> _TASK GOAL_: Return the entries verbatim and drop every picture.
↓
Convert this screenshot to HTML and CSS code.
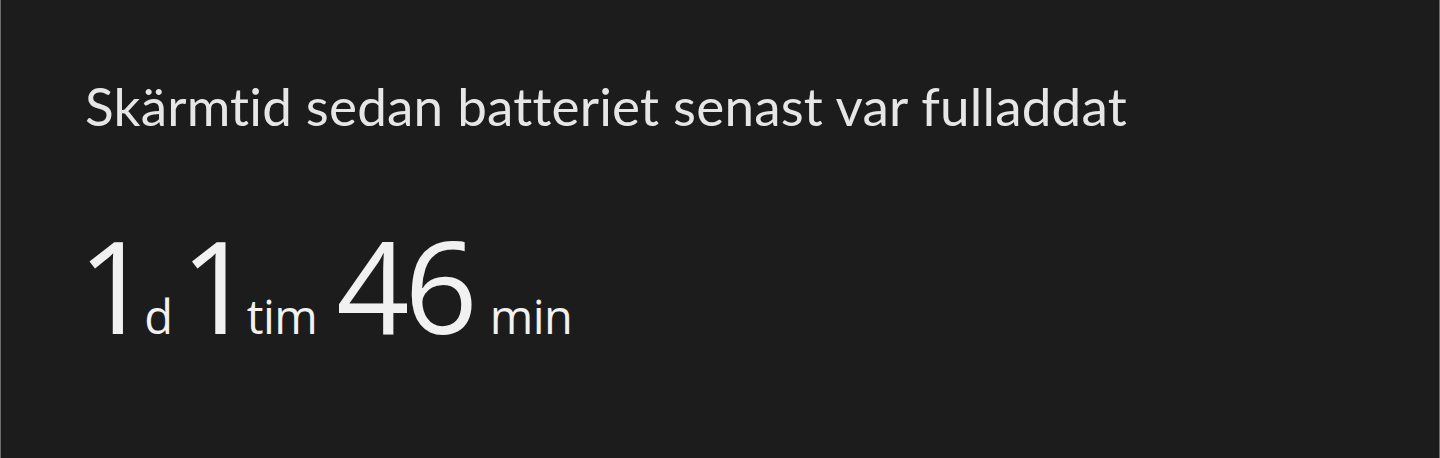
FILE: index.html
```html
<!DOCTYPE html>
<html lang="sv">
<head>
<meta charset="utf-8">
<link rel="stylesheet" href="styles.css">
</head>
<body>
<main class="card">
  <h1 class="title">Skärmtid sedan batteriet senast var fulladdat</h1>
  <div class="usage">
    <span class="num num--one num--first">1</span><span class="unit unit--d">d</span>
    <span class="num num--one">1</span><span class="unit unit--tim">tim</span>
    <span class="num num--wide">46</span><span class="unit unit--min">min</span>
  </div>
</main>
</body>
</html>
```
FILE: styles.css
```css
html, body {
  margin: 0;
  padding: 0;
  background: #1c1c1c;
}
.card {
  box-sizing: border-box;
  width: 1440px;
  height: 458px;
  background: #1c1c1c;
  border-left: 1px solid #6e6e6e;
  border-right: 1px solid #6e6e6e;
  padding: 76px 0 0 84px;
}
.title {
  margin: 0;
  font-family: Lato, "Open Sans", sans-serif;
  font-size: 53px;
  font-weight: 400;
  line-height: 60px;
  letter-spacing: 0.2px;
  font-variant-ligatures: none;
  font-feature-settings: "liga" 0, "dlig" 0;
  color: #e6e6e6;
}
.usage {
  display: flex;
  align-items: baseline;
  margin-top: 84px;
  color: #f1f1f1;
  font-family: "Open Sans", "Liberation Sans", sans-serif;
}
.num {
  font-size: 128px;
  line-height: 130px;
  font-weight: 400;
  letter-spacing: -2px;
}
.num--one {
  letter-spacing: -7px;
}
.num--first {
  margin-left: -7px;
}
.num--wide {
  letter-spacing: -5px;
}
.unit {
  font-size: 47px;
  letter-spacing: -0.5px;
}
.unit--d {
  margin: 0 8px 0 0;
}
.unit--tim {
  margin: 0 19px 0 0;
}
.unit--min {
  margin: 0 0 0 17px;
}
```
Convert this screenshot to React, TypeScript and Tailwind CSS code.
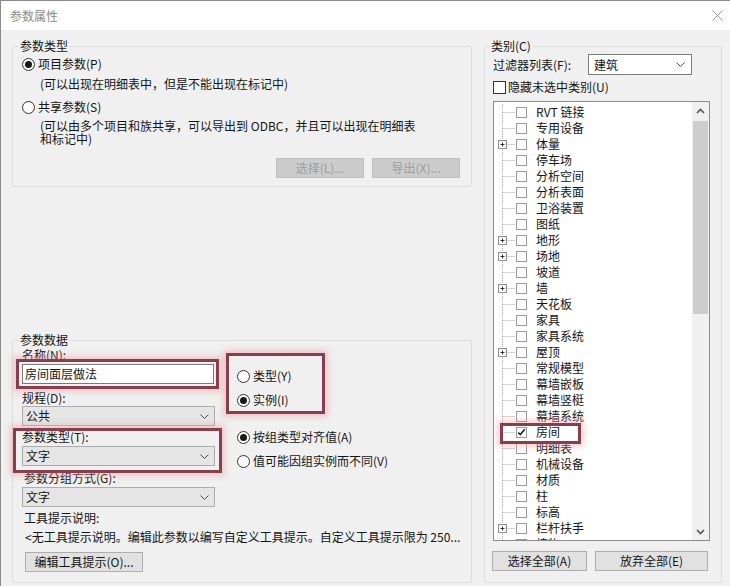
↑
> _TASK ANSWER_:
Convert this screenshot to HTML and CSS code.
FILE: index.html
```html
<!DOCTYPE html>
<html lang="sv">
<head>
<meta charset="utf-8">
<link rel="stylesheet" href="styles.css">
</head>
<body>
<main class="card">
  <h1 class="title">Skärmtid sedan batteriet senast var fulladdat</h1>
  <div class="usage">
    <span class="num num--one num--first">1</span><span class="unit unit--d">d</span>
    <span class="num num--one">1</span><span class="unit unit--tim">tim</span>
    <span class="num num--wide">46</span><span class="unit unit--min">min</span>
  </div>
</main>
</body>
</html>
```
FILE: styles.css
```css
html, body {
  margin: 0;
  padding: 0;
  background: #1c1c1c;
}
.card {
  box-sizing: border-box;
  width: 1440px;
  height: 458px;
  background: #1c1c1c;
  border-left: 1px solid #6e6e6e;
  border-right: 1px solid #6e6e6e;
  padding: 76px 0 0 84px;
}
.title {
  margin: 0;
  font-family: Lato, "Open Sans", sans-serif;
  font-size: 53px;
  font-weight: 400;
  line-height: 60px;
  letter-spacing: 0.2px;
  font-variant-ligatures: none;
  font-feature-settings: "liga" 0, "dlig" 0;
  color: #e6e6e6;
}
.usage {
  display: flex;
  align-items: baseline;
  margin-top: 84px;
  color: #f1f1f1;
  font-family: "Open Sans", "Liberation Sans", sans-serif;
}
.num {
  font-size: 128px;
  line-height: 130px;
  font-weight: 400;
  letter-spacing: -2px;
}
.num--one {
  letter-spacing: -7px;
}
.num--first {
  margin-left: -7px;
}
.num--wide {
  letter-spacing: -5px;
}
.unit {
  font-size: 47px;
  letter-spacing: -0.5px;
}
.unit--d {
  margin: 0 8px 0 0;
}
.unit--tim {
  margin: 0 19px 0 0;
}
.unit--min {
  margin: 0 0 0 17px;
}
```
Convert this screenshot to React, TypeScript and Tailwind CSS code.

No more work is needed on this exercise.